“デート”(糸井重里)をめぐる社会学的想像力:1991.3
 
1. 構造分析
2. 長嶋さんからの模範回答
3. ゲームの達人からの回答
-1 状況分析
-2 戦略:知性の差別化戦略
-3 戦略:美貌の痴呆化戦略
-4 戦略:“やさしさ”の戦略
-5 長時間プレイへの回答
4. 山口さんちのマサオ君からの回答
-1 モデルとしての「蒲田行進曲」
-2 長時間プレイへの回答
5. code99からの回答
6. code99:期末レポート"date"
3−2.戦略:知性の差別化戦略

3人の資源リストを分析すると、“僕”の強みになる可能性は『知性』にあります。この点では“僕”は彼女よりも優位な位置にあります。そこで、この資源を徹底的にアピールすることが、ファースト・ステップです。
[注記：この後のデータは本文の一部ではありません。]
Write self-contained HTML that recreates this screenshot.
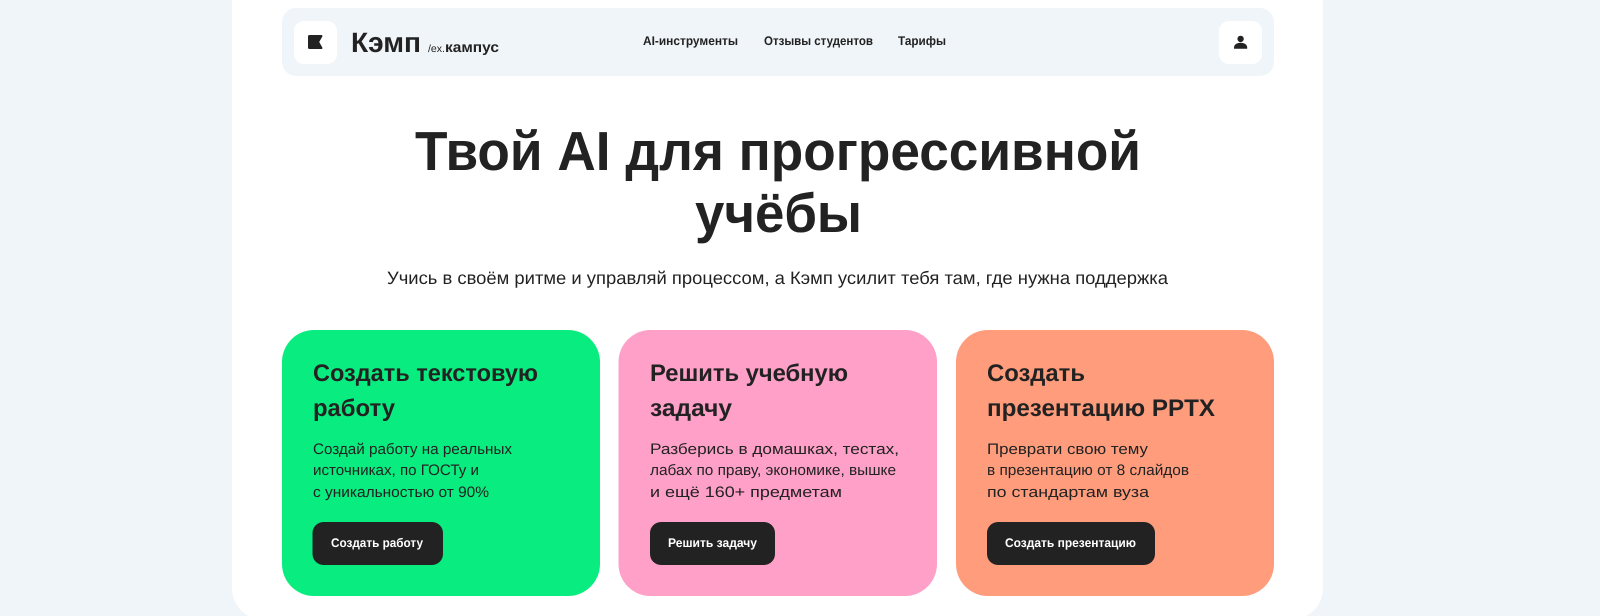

ただし“僕”の知性は、いわゆる学業成績としては表現されていません。この点ではライバルの副主将にはかないません。そこで、知性の差別化を全面にプッシュすることが重要になります。

差別化の基準は『真面目な知性/楽しい知性』です。真面目な知性はライバルに典型的な知性なので、それは所詮、つまらなく・通俗的で・点取り虫的な知性にすぎない、というイメージを無意識に連想させるように仕掛けを組まなければなりません。対照的に、楽しい知性(ゲイ・サイエンス)は、ニューアカ的で・ユニークで・脱既成教育的な知性であって、それこそが“僕”の知性感覚に似合っていると、さりげなくアピールする戦略が必要です。

戦術としては、サブリミナル・テープをすぐに購入してプレゼントし、彼女の知性観を変更する方法が最適でしょう。そうやって、学校教育至上主義的歴史研究知性ではなく、路上観察学的知性の優位を彼女の無意識の世界にストレートにアピールしておけば、準備はもう万全です。


このように、知性には2つの大きな流れがあり、副主将と“僕”は、その得意の分野にかんして異なっているだけで、副主将の知性が素敵ならば、“僕”の知性だって素敵なはずだ、ということを分かってもらわなければなりません。学内の知性王が副主将ならば、学外の知性王はまさに“僕”なのだ、という知性の特化/分化を理解させることが肝心なのです。そうすれば、分野は違えど二人は同じ知性王なのだという点を媒介にして、副主将から“僕”への愛のシフトは容易になるのです。